A Operação Placebo havia reunido um grampo telefônico a sugerir que Witzel revogara uma decisão para liberar negócios de uma certa empresa com o estado.

A Dpad tem contrato com a banca advocatícia da esposa de Witzel, Helena, conforme papelada da Justiça do Rio.

É ligada a um empresário enrolado, Mário Peixoto. Dois ajudantes dele conversaram por e-mail sobre pagamentos a Helena, conforme descobriu a Polícia Federal, que apreendeu na casa de Witzel o celular dele, a pedido de Lindora e com aval do STJ.

Curioso: no divórcio litigioso de Bolsonaro e Moro, Aras disse ao Supremo que era contra confiscar os aparelhos presidenciais.

Lindora não foi a primeira escolha de Aras para cuidar da Lava Jato.

Chegou à função após o pedido de demissão de José Adônis Callou de Araújo Sá, em janeiro.

Sá durou três meses no cargo e zarpou. Seu perfil sinalizava o que Aras tinha em mente para os lavajatistas: ex-integrante do Conselho Nacional do Ministério Público, órgão fiscalizador de procuradores, e do Conselho Nacional de Justiça, o de juízes.

Com Lindora, Aras havia recrutado o primo Vladimir, procurador atuante na Lava Jato no tempo de Rodrigo Janot, e Raquel Branquinho, principal auxiliar criminal de Raquel Dodge, sua antecessora. Era uma tentativa de pacificar a PGR.

Não deu. A dupla rejeitou a convocação.

Sá estará até 2021 no Conselho Superior do Ministério Público Federal, o órgão decisório máximo da corporação convertido, segundo um subprocurador, em arena da “guerrilha” contra Aras.

O conselho tem poderes para frear o “xerife”. Discute hoje a ideia de criar uma poderosa Unidade Nacional de Combate à Corrupção e ao Crime Organizado, a Unac.
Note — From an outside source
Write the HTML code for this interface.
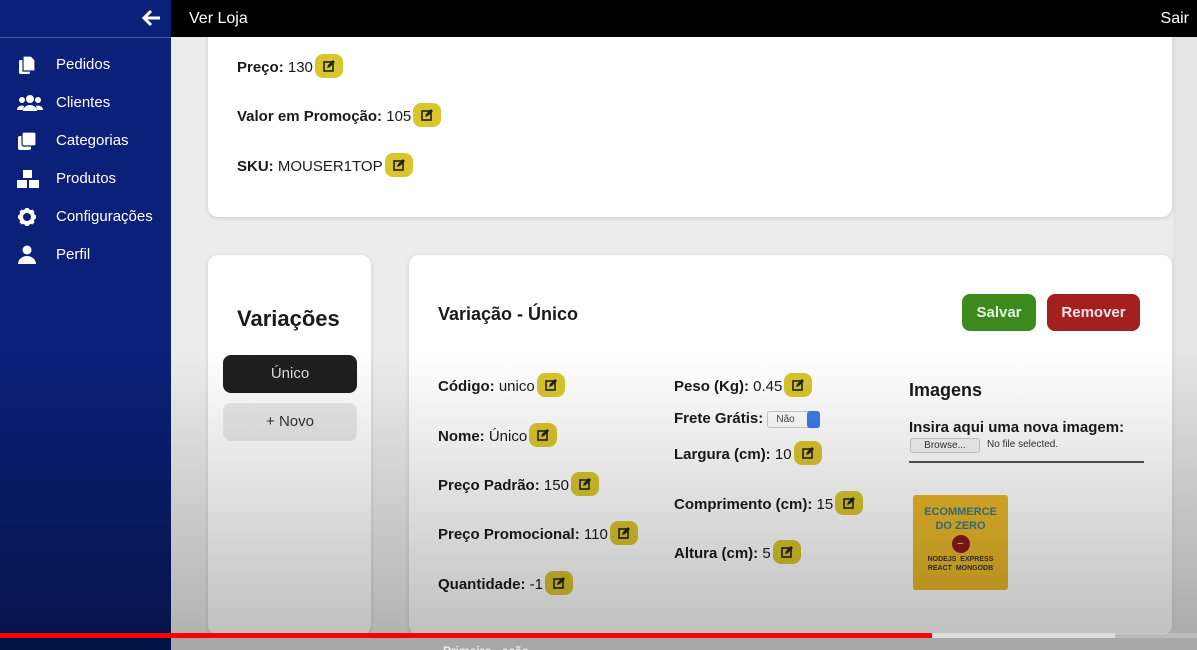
<!DOCTYPE html>
<html><head><meta charset="utf-8"><style>
*{margin:0;padding:0;box-sizing:border-box}
html{background:#9a9a9a;width:1197px;height:650px;overflow:hidden}
body{width:1197px;height:650px;overflow:hidden;background:#ececec;font-family:"Liberation Sans",Arial,sans-serif;position:relative;color:#1a1a1a}
.a{position:absolute}
#side{left:0;top:0;width:171px;height:650px;background:#0a2079;z-index:5}
#top{left:171px;top:0;width:1026px;height:37px;background:#000;color:#fff;font-size:16px;z-index:5}
.nav{left:0;width:171px;height:30px;color:#fff;font-size:15px}
.nav span{position:absolute;left:56px;top:6px}
.nav svg{position:absolute;left:17px;top:5px}
.card{background:#fff;border-radius:10px;box-shadow:0 1px 4px rgba(0,0,0,.15)}
.f{font-size:15px;white-space:nowrap}
.f b{font-weight:bold}
.e{display:inline-block;vertical-align:middle;width:28px;height:24px;background:#d9c62c;border-radius:8px;position:relative;margin-left:2px;top:-2px}
.e svg{position:absolute;left:8px;top:6px}
#shade{left:171px;top:350px;width:1026px;height:300px;background:linear-gradient(to bottom,rgba(0,0,0,0),rgba(0,0,0,.26));pointer-events:none;z-index:6}
</style></head><body>
<div class="a" id="side">
  <div class="a" style="left:0;top:37px;width:171px;height:1px;background:#4a5a99"></div>
  <svg class="a" style="left:142px;top:9px" width="20" height="18" viewBox="0 0 20 18"><path d="M9 2L2 9l7 7M2 9h16" stroke="#fff" stroke-width="3" fill="none"/></svg>
  <div class="a nav" style="top:50px"><svg width="20" height="20" viewBox="0 0 20 20" fill="#fff"><rect x="2" y="5" width="11" height="14" rx="1.5"/><path d="M6 1h8l4 4v10a1 1 0 0 1-1 1H6z" stroke="#0a2079" stroke-width="1.2"/></svg><span>Pedidos</span></div>
  <div class="a nav" style="top:88px"><svg width="26" height="20" viewBox="0 0 26 20" fill="#fff"><circle cx="13" cy="6" r="4"/><circle cx="5" cy="7" r="3"/><circle cx="21" cy="7" r="3"/><path d="M6 18a7 6 0 0 1 14 0z"/><path d="M0 17a5 4 0 0 1 7-4l-1 4z"/><path d="M26 17a5 4 0 0 0-7-4l1 4z"/></svg><span>Clientes</span></div>
  <div class="a nav" style="top:126px"><svg width="20" height="20" viewBox="0 0 20 20" fill="#fff"><rect x="1" y="5" width="13" height="14" rx="2"/><rect x="5" y="1" width="14" height="14" rx="2" stroke="#0a2079" stroke-width="1.2"/></svg><span>Categorias</span></div>
  <div class="a nav" style="top:164px"><svg width="22" height="20" viewBox="0 0 22 20" fill="#fff"><rect x="6" y="1" width="9" height="8"/><rect x="0" y="11" width="10" height="8"/><rect x="12" y="11" width="10" height="8"/></svg><span>Produtos</span></div>
  <div class="a nav" style="top:202px"><svg width="20" height="20" viewBox="0 0 20 20"><circle cx="10" cy="10" r="6" fill="none" stroke="#fff" stroke-width="4"/><path d="M10 1v4M10 15v4M1 10h4M15 10h4M3.6 3.6l2.8 2.8M13.6 13.6l2.8 2.8M3.6 16.4l2.8-2.8M13.6 6.4l2.8-2.8" stroke="#fff" stroke-width="3.5"/></svg><span>Configurações</span></div>
  <div class="a nav" style="top:240px"><svg width="20" height="20" viewBox="0 0 20 20" fill="#fff"><circle cx="10" cy="5" r="4.5"/><path d="M1 19a9 8 0 0 1 18 0z"/></svg><span>Perfil</span></div>
  <div class="a" style="left:0;top:350px;width:171px;height:300px;background:linear-gradient(to bottom,rgba(0,0,0,0),rgba(0,0,0,.4))"></div>
</div>
<div class="a" id="top"><span class="a" style="left:18px;top:10px">Ver Loja</span><span class="a" style="right:8px;top:10px">Sair</span></div>
<div class="a" style="left:1173px;top:37px;width:24px;height:613px;background:#e4e4e4"></div>

<div class="a card" style="left:208px;top:20px;width:964px;height:197px;border-radius:0 0 10px 10px"></div>
<div class="a f" style="left:237px;top:56px"><b>Preço:</b> 130<span class="e"><svg width="12" height="12" viewBox="0 0 12 12"><rect x="1" y="2" width="9" height="9" fill="none" stroke="#222" stroke-width="1.6"/><path d="M4 8l1-3 5-5 2 2-5 5z" fill="#222"/></svg></span></div>
<div class="a f" style="left:237px;top:105px"><b>Valor em Promoção:</b> 105<span class="e"><svg width="12" height="12" viewBox="0 0 12 12"><rect x="1" y="2" width="9" height="9" fill="none" stroke="#222" stroke-width="1.6"/><path d="M4 8l1-3 5-5 2 2-5 5z" fill="#222"/></svg></span></div>
<div class="a f" style="left:237px;top:155px"><b>SKU:</b> MOUSER1TOP<span class="e"><svg width="12" height="12" viewBox="0 0 12 12"><rect x="1" y="2" width="9" height="9" fill="none" stroke="#222" stroke-width="1.6"/><path d="M4 8l1-3 5-5 2 2-5 5z" fill="#222"/></svg></span></div>

<div class="a card" style="left:208px;top:255px;width:163px;height:380px"></div>
<div class="a" style="left:237px;top:306px;font-size:22px;font-weight:bold">Variações</div>
<div class="a" style="left:223px;top:355px;width:134px;height:38px;background:#1f1f1f;border-radius:8px;color:#ddd;font-size:15px;text-align:center;line-height:38px">Único</div>
<div class="a" style="left:223px;top:403px;width:134px;height:38px;background:#e8e8e8;border-radius:8px;color:#333;font-size:15px;text-align:center;line-height:38px">+ Novo</div>

<div class="a card" style="left:409px;top:255px;width:763px;height:380px"></div>
<div class="a" style="left:438px;top:304px;font-size:18px;font-weight:bold">Variação - Único</div>
<div class="a" style="left:962px;top:294px;width:74px;height:37px;background:#3a8a1e;border-radius:8px;color:#e8f0e0;font-size:15px;font-weight:bold;text-align:center;line-height:37px">Salvar</div>
<div class="a" style="left:1047px;top:294px;width:93px;height:37px;background:#a2201f;border-radius:8px;color:#f3e3e3;font-size:15px;font-weight:bold;text-align:center;line-height:37px">Remover</div>

<div class="a f" style="left:438px;top:375px"><b>Código:</b> unico<span class="e"><svg width="12" height="12" viewBox="0 0 12 12"><rect x="1" y="2" width="9" height="9" fill="none" stroke="#222" stroke-width="1.6"/><path d="M4 8l1-3 5-5 2 2-5 5z" fill="#222"/></svg></span></div>
<div class="a f" style="left:438px;top:425px"><b>Nome:</b> Único<span class="e"><svg width="12" height="12" viewBox="0 0 12 12"><rect x="1" y="2" width="9" height="9" fill="none" stroke="#222" stroke-width="1.6"/><path d="M4 8l1-3 5-5 2 2-5 5z" fill="#222"/></svg></span></div>
<div class="a f" style="left:438px;top:474px"><b>Preço Padrão:</b> 150<span class="e"><svg width="12" height="12" viewBox="0 0 12 12"><rect x="1" y="2" width="9" height="9" fill="none" stroke="#222" stroke-width="1.6"/><path d="M4 8l1-3 5-5 2 2-5 5z" fill="#222"/></svg></span></div>
<div class="a f" style="left:438px;top:523px"><b>Preço Promocional:</b> 110<span class="e"><svg width="12" height="12" viewBox="0 0 12 12"><rect x="1" y="2" width="9" height="9" fill="none" stroke="#222" stroke-width="1.6"/><path d="M4 8l1-3 5-5 2 2-5 5z" fill="#222"/></svg></span></div>
<div class="a f" style="left:438px;top:573px"><b>Quantidade:</b> -1<span class="e"><svg width="12" height="12" viewBox="0 0 12 12"><rect x="1" y="2" width="9" height="9" fill="none" stroke="#222" stroke-width="1.6"/><path d="M4 8l1-3 5-5 2 2-5 5z" fill="#222"/></svg></span></div>

<div class="a f" style="left:674px;top:375px"><b>Peso (Kg):</b> 0.45<span class="e"><svg width="12" height="12" viewBox="0 0 12 12"><rect x="1" y="2" width="9" height="9" fill="none" stroke="#222" stroke-width="1.6"/><path d="M4 8l1-3 5-5 2 2-5 5z" fill="#222"/></svg></span></div>
<div class="a f" style="left:674px;top:410px"><b>Frete Grátis:</b> <span style="display:inline-block;vertical-align:middle;width:53px;height:17px;border:1px solid #ccc;border-radius:3px;font-size:10px;line-height:15px;padding-left:8px;position:relative;background:#fff;color:#444">Não<span style="position:absolute;right:-1px;top:-1px;width:13px;height:17px;background:#3b7be8;border-radius:3px"></span></span></div>
<div class="a f" style="left:674px;top:443px"><b>Largura (cm):</b> 10<span class="e"><svg width="12" height="12" viewBox="0 0 12 12"><rect x="1" y="2" width="9" height="9" fill="none" stroke="#222" stroke-width="1.6"/><path d="M4 8l1-3 5-5 2 2-5 5z" fill="#222"/></svg></span></div>
<div class="a f" style="left:674px;top:493px"><b>Comprimento (cm):</b> 15<span class="e"><svg width="12" height="12" viewBox="0 0 12 12"><rect x="1" y="2" width="9" height="9" fill="none" stroke="#222" stroke-width="1.6"/><path d="M4 8l1-3 5-5 2 2-5 5z" fill="#222"/></svg></span></div>
<div class="a f" style="left:674px;top:542px"><b>Altura (cm):</b> 5<span class="e"><svg width="12" height="12" viewBox="0 0 12 12"><rect x="1" y="2" width="9" height="9" fill="none" stroke="#222" stroke-width="1.6"/><path d="M4 8l1-3 5-5 2 2-5 5z" fill="#222"/></svg></span></div>

<div class="a" style="left:909px;top:380px;font-size:18px;font-weight:bold">Imagens</div>
<div class="a" style="left:909px;top:419px;font-size:15px;font-weight:bold">Insira aqui uma nova imagem:</div>
<div class="a" style="left:910px;top:438px;width:70px;height:15px;border:1px solid #ccc;border-radius:3px;background:#f5f5f5;font-size:10px;text-align:center;line-height:13px;color:#333">Browse...</div>
<div class="a" style="left:987px;top:439px;font-size:10px;color:#333">No file selected.</div>
<div class="a" style="left:909px;top:461px;width:235px;height:2px;background:#555"></div>
<div class="a" style="left:913px;top:495px;width:95px;height:95px;background:#e9b82a;border-radius:3px;text-align:center">
  <div style="color:#3a7a8a;font-size:11px;font-weight:bold;margin-top:10px;line-height:14px">ECOMMERCE<br>DO ZERO</div>
  <div style="width:18px;height:18px;border-radius:50%;background:#8a1a1a;margin:2px auto;color:#fff;font-size:10px;line-height:18px">–</div>
  <div style="font-size:7px;font-weight:bold;line-height:9px;color:#333">NODEJS &nbsp;EXPRESS<br>REACT &nbsp;MONGODB</div>
</div>

<div class="a" id="shade"></div>
<div class="a" style="left:0;top:633px;width:1197px;height:5px;background:rgba(200,200,200,.6);z-index:7"></div>
<div class="a" style="left:932px;top:633px;width:183px;height:5px;background:#ddd;z-index:7"></div>
<div class="a" style="left:0;top:633px;width:932px;height:5px;background:#f00;z-index:7"></div>
<div class="a" style="left:0;top:638px;width:1197px;height:12px;background:#a8a8a8;z-index:6"></div>
<div class="a" style="left:0;top:638px;width:171px;height:12px;background:#001349;z-index:6"></div>
<div class="a" style="left:443px;top:644px;font-size:12px;color:#eee;font-weight:bold;z-index:7">Primeiro &nbsp; ação</div>
</body></html>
Esta concentraria todos os casos de corrupção do País. Seria o fim das forças-tarefa.

Para Aras, as forças-tarefa, como a da Lava Jato em Curitiba, resvalam para a “ilegalidade, porque clandestinas”.

Não deixa de ter razão.

Uma nova revelação da Vaza Jato mostrou que, em 2016, Dallagnol tentou pedir diretamente aos EUA, em uma burla ao Ministério da Justiça, como mandam as normas, uma extradição.

“Não é conveniente passar pelo Executivo”, escreveu a Vladimir Aras, então chefe da área internacional da PGR.

Resposta: “A questão não é de conveniência. É de legalidade, Delta”.

Mais? Em uma denúncia de dezembro de 2019 à Justiça por corrupção contra políticos num caso da cervejaria Petrópolis, há uma planilha em que os nomes dos presidentes da Câmara, Rodrigo Maia, e do Senado, Davi Alcolumbre, aparecem disfarçados, com o uso de outros sobrenomes deles (Rodrigo Felinto e David Samuel).

Tentativa de enganar a Justiça e investigar políticos com foro privilegiado? Ou erro, como alega o pessoal da Lava Jato?

A resposta depende da interpretação do perdigueiro Augusto Aras.